At constant exchange rates, revenues in the United Kingdom and Ireland region grew +2.7% at constant exchange rates, underpinned by fairly broad-based growth but weighed down by sizeable contraction in the Financial Services and TMT sectors. Revenue growth in the Rest of Europe region, which also stood at +2.7%, was driven by solid momentum in the Energy & Utilities and Public sectors. In France, the Manufacturing and Energy & Utilities sectors fueled revenue growth of +2.5%. With revenues down by -6.6% year-on-year, the deceleration in North America compared to Q3 growth rates (-4.0% year-on-year) was in line with Group average, with the largest revenue declines in the Consumer Goods & Retail and TMT sectors. Finally, revenues in the Asia-Pacific and Latin America region grew by +1.1% despite the visible decline in the Financial Services and TMT sectors, thanks to solid growth in most of the other sectors.

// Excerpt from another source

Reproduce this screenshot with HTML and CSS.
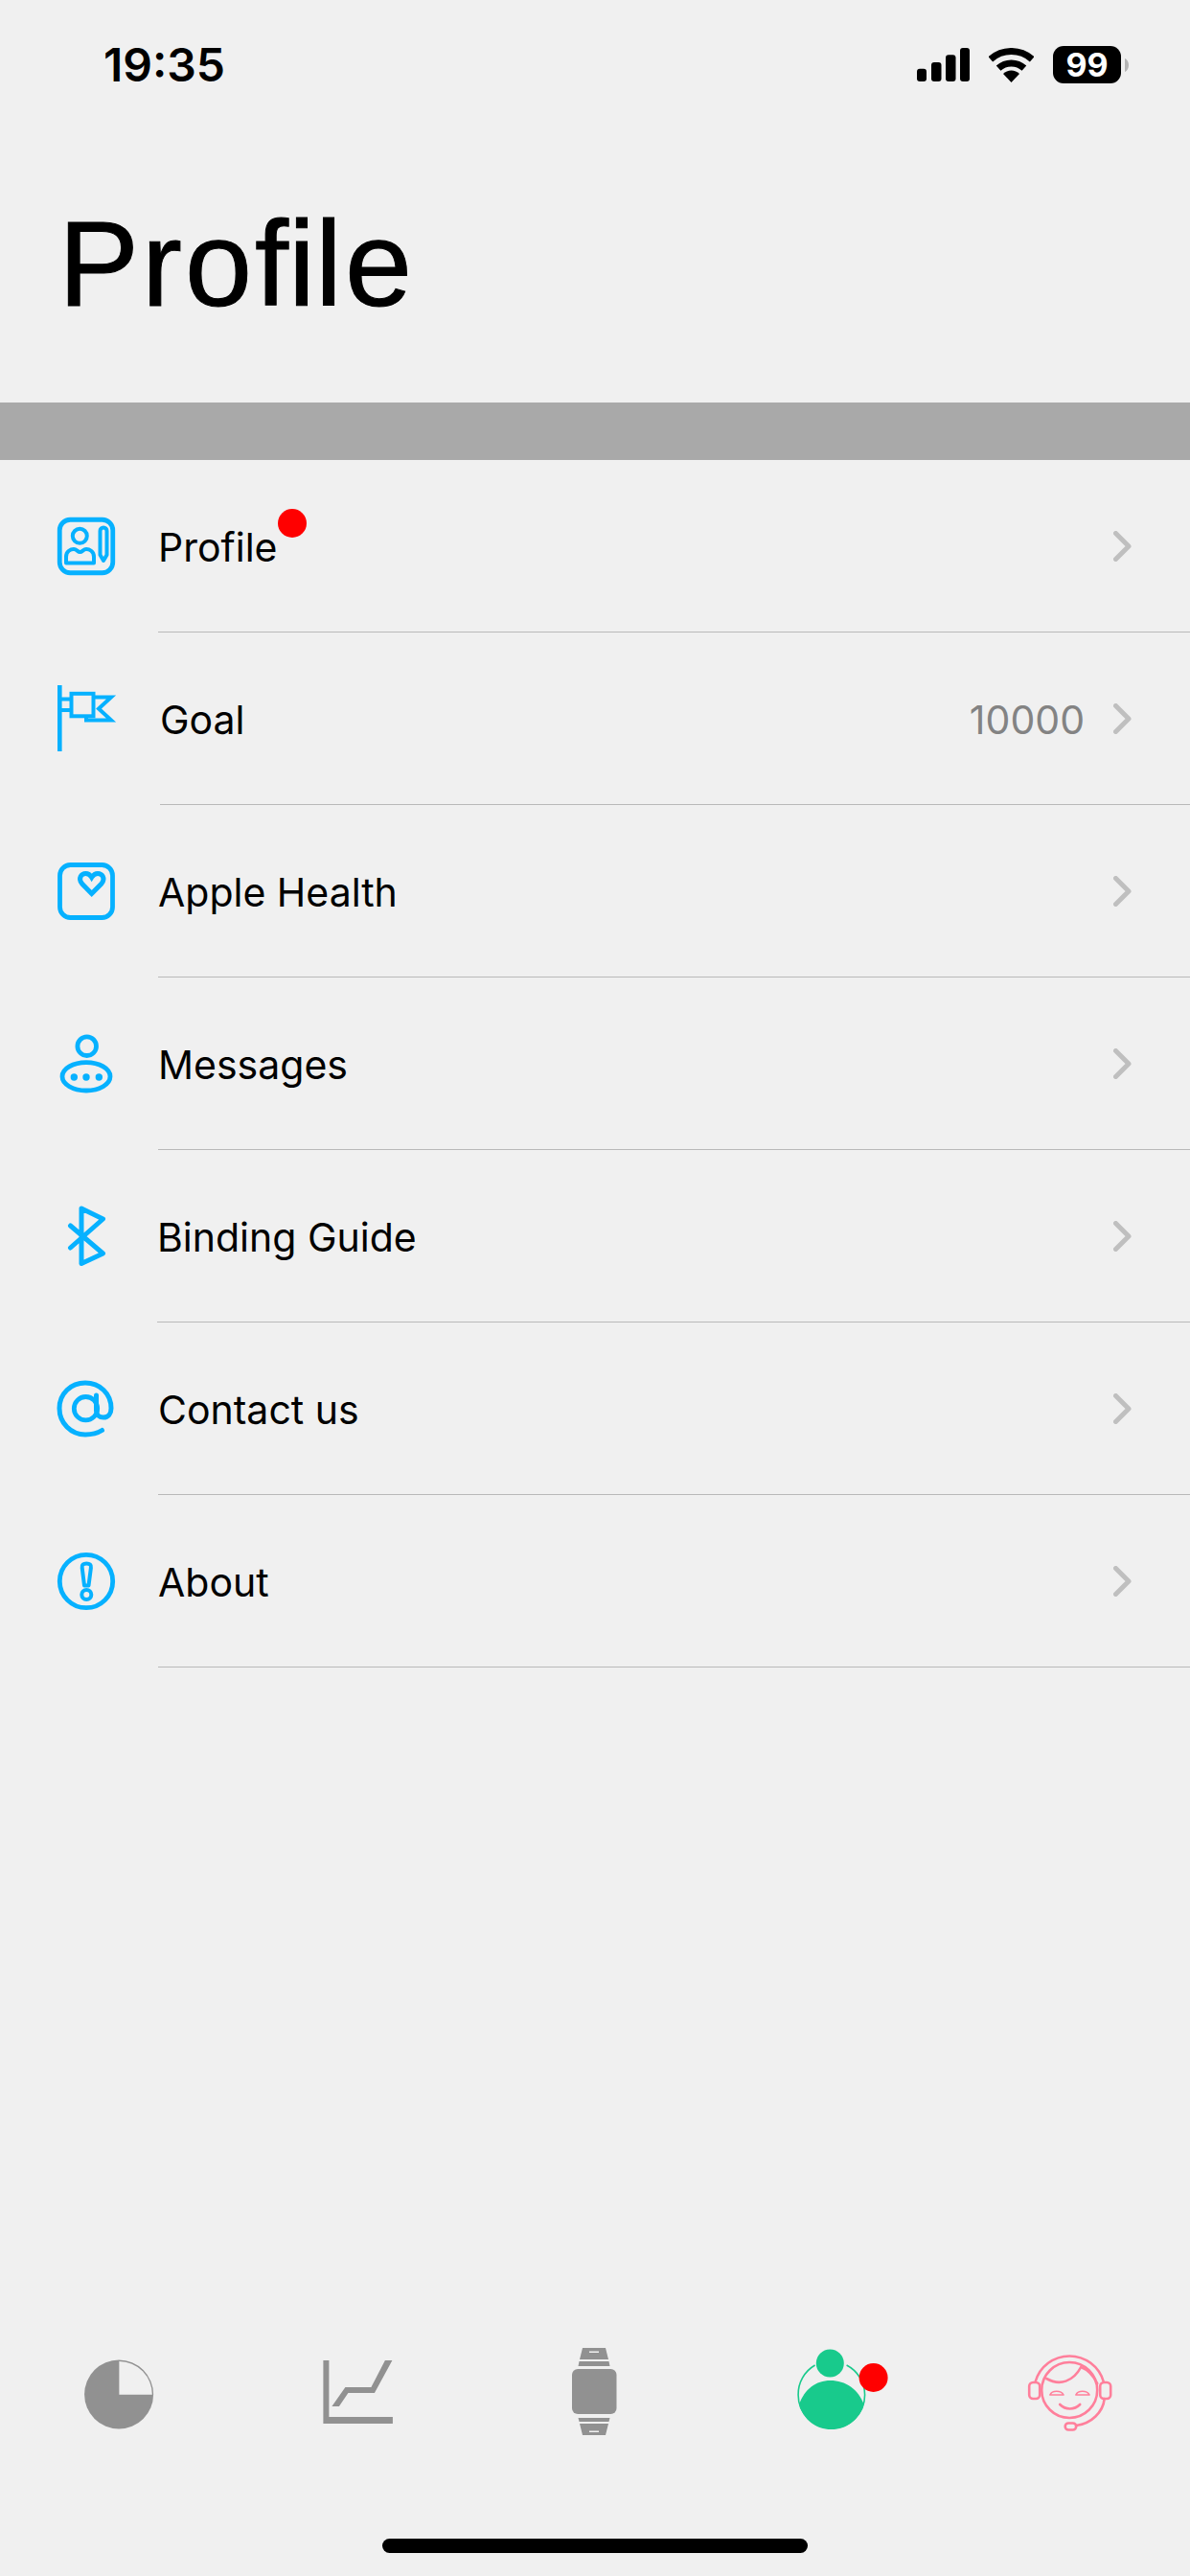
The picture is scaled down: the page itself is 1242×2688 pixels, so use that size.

Bookings rose +1.7% in Q4 at constant exchange rates to reach €6,643 million, corresponding to a book-to-bill ratio of 1.18.


At December 31, 2023, the Group’s total headcount stood at 340,400, down by 5% year-on-year.

The onshore workforce decreased slightly at 145,800 employees, down by 2% year-on-year, while the offshore workforce was down by 7% to 194,600 employees, i.e., 57% of the total headcount.


Capgemini continued to strengthen its financial structure in 2023 on the back of its strong cash flow generation.

At December 31, 2023, the Group had cash, cash equivalents and cash management assets of €3.7 billion. After accounting for borrowings of €5.7 billion and derivative instruments, Group net debt* is €2.0 billion, down compared with €2.6 billion at December 31, 2022.